3D Printed Plastic Tooling

Here at Synapco, we love a challenge, so when invited by Fuji Xerox to trial a 3d plastic printed mould tool we jumped at the opportunity. The tool supplied from their 3D Systems HD 3500 was impressive with a 20-micron resolution it had a finish as good as anything Machined or spark eroded. The part we were asked to mould was far from optimum with thick and thin sections and fine details without draft of radii, basically it was a moulders worst case scenario.

Although sceptical at first, the results were very impressive with 10 parts off the first mould before we started to see heat degradation on the thin sections of the cavity; a second identical tool was trailed so we could learn how other materials might behave.

The Achilles heel of the first trial was found to be part cooling times, 3D Systems had given us moulding information so we knew what to expect, but a solution had to be found to enable water cooling of the tool for 2 reasons.
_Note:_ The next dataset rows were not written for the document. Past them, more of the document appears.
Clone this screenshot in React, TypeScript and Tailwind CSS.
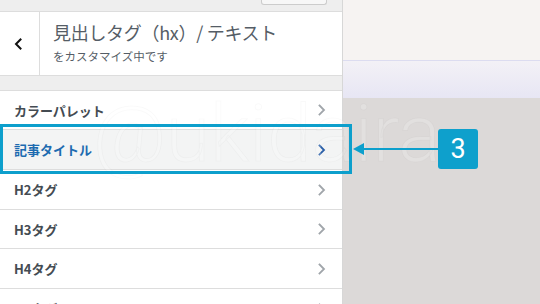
import React from "react";

const font = "font-['Noto_Sans_CJK_JP','Noto_Sans',sans-serif]";

function Chevron({ color }: { color: string }) {
  return (
    <svg width="8" height="12" viewBox="0 0 8 12" fill="none">
      <path d="M1.5 1.5 L6 6 L1.5 10.5" stroke={color} strokeWidth="1.8" strokeLinecap="square" />
    </svg>
  );
}

function Row({ label, active, h }: { label: string; active?: boolean; h: string }) {
  return (
    <div
      className={`${h} shrink-0 flex items-center justify-between pl-[14px] pr-[16px] border-b border-[#dddddd] ${
        active ? "bg-[#f3f4f4] text-[#1d6bb0]" : "bg-white text-[#444b52]"
      }`}
    >
      <span className="text-[13px] font-semibold leading-none">{label}</span>
      <Chevron color={active ? "#2a5fa8" : "#a0a5aa"} />
    </div>
  );
}

export default function App() {
  return (
    <div className={`relative w-[540px] h-[304px] overflow-hidden flex bg-[#dcd9d8] ${font}`}>
      {/* Left customizer panel */}
      <div className="w-[343px] shrink-0 h-full flex flex-col bg-white border-r border-[#d7d7d7] overflow-hidden">
        <div className="h-[12px] shrink-0 bg-[#eeeeee] border-b border-[#dddddd] flex justify-end items-start pr-[15px]">
          <div className="w-[66px] h-[5px] bg-[#f7f7f7] border border-t-0 border-[#cccccc] rounded-b-[3px]" />
        </div>
        <div className="h-[64px] shrink-0 flex border-b border-[#dddddd] bg-white">
          <div className="w-[40px] border-r border-[#dddddd] flex items-center justify-center pr-[3px]">
            <svg width="8" height="12" viewBox="0 0 8 12" fill="none">
              <path d="M6.5 1.5 L2 6 L6.5 10.5" stroke="#111" strokeWidth="2" strokeLinecap="square" />
            </svg>
          </div>
          <div className="flex flex-col pl-[13px] pt-[8px] text-[#555d66]">
            <span className="text-[18px] leading-[24px] tracking-[-0.3px]">見出しタグ（hx）/ テキスト</span>
            <span className="text-[11.5px] leading-[16px] mt-[4px]">をカスタマイズ中です</span>
          </div>
        </div>
        <div className="h-[15px] shrink-0 bg-[#eeeeee] border-b border-[#dddddd]" />
        <Row label="カラーパレット" h="h-[39px]" />
        <Row label="記事タイトル" active h="h-[40px]" />
        <Row label="H2タグ" h="h-[40px]" />
        <Row label="H3タグ" h="h-[39px]" />
        <Row label="H4タグ" h="h-[40px]" />
        <Row label="H5タグ" h="h-[40px]" />
      </div>

      {/* Right preview area */}
      <div className="flex-1 flex flex-col">
        <div className="h-[60px] shrink-0 bg-[#f6f3f2]" />
        <div className="h-[38px] shrink-0 border-t border-[#dcdcf0] bg-gradient-to-b from-[#f3f1f6] to-[#e7e6f4]" />
        <div className="flex-1 bg-[#dcd9d8]" />
      </div>

      {/* Watermark */}
      <div className="absolute left-[93px] top-[94px] text-[80px] leading-none font-['Roboto',sans-serif] font-light text-[rgba(255,255,255,0.18)] [-webkit-text-stroke:1px_rgba(0,0,0,0.025)] pointer-events-none select-none">
        @ukidaira
      </div>

      {/* Highlight box */}
      <div className="absolute left-0 top-[124px] w-[352px] h-[50px] border-[3px] border-[#0d9fcc] pointer-events-none" />

      {/* Arrow */}
      <svg className="absolute left-[352px] top-[140px]" width="90" height="18" viewBox="0 0 90 18">
        <path d="M1 9 L12 3 L12 15 Z" fill="#0d9fcc" />
        <rect x="11" y="8" width="79" height="2" fill="#0d9fcc" />
      </svg>

      {/* Badge */}
      <div className="absolute left-[438px] top-[129px] w-[40px] h-[40px] rounded-[3px] bg-[#0ea0cc] flex items-center justify-center text-white text-[27px] font-['Roboto',sans-serif] leading-none">
        3
      </div>
    </div>
  );
}
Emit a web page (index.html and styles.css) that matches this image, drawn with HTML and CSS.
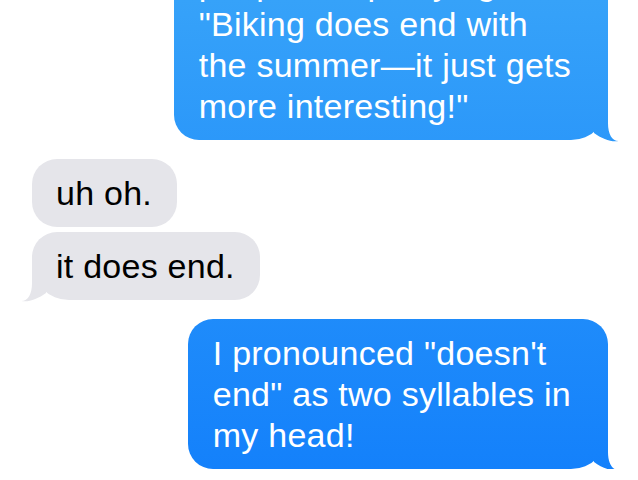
FILE: index.html
```html
<!DOCTYPE html>
<html lang="en">
<head>
    <meta charset="UTF-8">
    <meta name="viewport" content="width=device-width, initial-scale=1.0">
    <title>Messages</title>
    <link rel="stylesheet" href="styles.css">
</head>
<body>
    <div class="thread">
        <div class="group out">
            <div class="bubble tail">people keep saying<br>"Biking does end with<br>the summer—it just gets<br>more interesting!"</div>
        </div>

        <div class="group in">
            <div class="bubble">uh oh.</div>
            <div class="bubble tail">it does end.</div>
        </div>

        <div class="group out">
            <div class="bubble tail">I pronounced "doesn't<br>end" as two syllables in<br>my head!</div>
        </div>
    </div>
</body>
</html>
```

FILE: styles.css
```css
body {
    margin: 0;
    background-color: #fff;
    font-family: "Liberation Sans", Arial, sans-serif;
    overflow: hidden;
}

/* list is scrolled a little, first bubble starts above the screen */
.thread {
    display: flex;
    flex-direction: column;
    gap: 19px;
    margin-top: -51px;
    padding: 0 30px 0 32px;
}

.group {
    display: flex;
    flex-direction: column;
    gap: 5px;
}

.group.out { align-items: flex-end; }
.group.in { align-items: flex-start; }

.bubble {
    position: relative;
    font-size: 34px;
    line-height: 41px;
    letter-spacing: 0.25px;
    padding: 14px 25px 13px 24px;
    border-radius: 25px;
    white-space: nowrap;
}

.out .bubble {
    color: #fff;
    padding: 14px 37px 13px 25px;
    background: linear-gradient(to bottom, #36a2f9, #1380fb) fixed;
}

.in .bubble {
    color: #000;
    background-color: #e5e5ea;
}

.out .bubble.tail { border-bottom-right-radius: 37px; }
.in .bubble.tail { border-bottom-left-radius: 37px; }

.bubble.tail::after {
    content: "";
    position: absolute;
    bottom: -2px;
    width: 40px;
    height: 44px;
    clip-path: path("M 14 0 H 28 V 25 C 28 36, 32 43, 38.5 43 C 32 44.5, 22 41, 14 35 Z");
}

.out .bubble.tail::after {
    right: -12px;
    background: linear-gradient(to bottom, #36a2f9, #1380fb) fixed;
}

.in .bubble.tail::after {
    left: -12px;
    background-color: #e5e5ea;
    transform: scaleX(-1);
}
```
Firstly we figured we could get away with more complex part designs if the tool was kept at a reasonable temperature, and secondly we could drastically reduce cycle times with a view to using the technology for small part runs of 500 or less.

Fortunately we were developing a Synapco product which needed a prototype tool and seized the opportunity to develop the printed plastic tool technology further. Our reason for wanting to trial the part is that we were having difficulty working out which grade of TPU we should be using for our product and the grade of material has a big influence on the required part design when dealing with live materials such as TPU.

We designed a tool bolster that would contain the printed plastic inserts which were printed with very complex water galleries – this wasn’t done just because we could, it was absolutely essential to ensure the hollow plastic printed insert would not collapse under injection pressure. As we expected the water cooling had a marked improvement in cycle time and tool life.

The 3D printed plastic tools proved to be a very cost effective way to test different materials, make design changes around our findings, and get another set of inserts printed. We found it was very successful and enabled make the changes required to get the aluminium prototype tool right first time. The best part was the speed of getting tool versions printed (2-3 days), and they worked out considerably less expensive than aluminium tools (1/3 of the cost with our trial).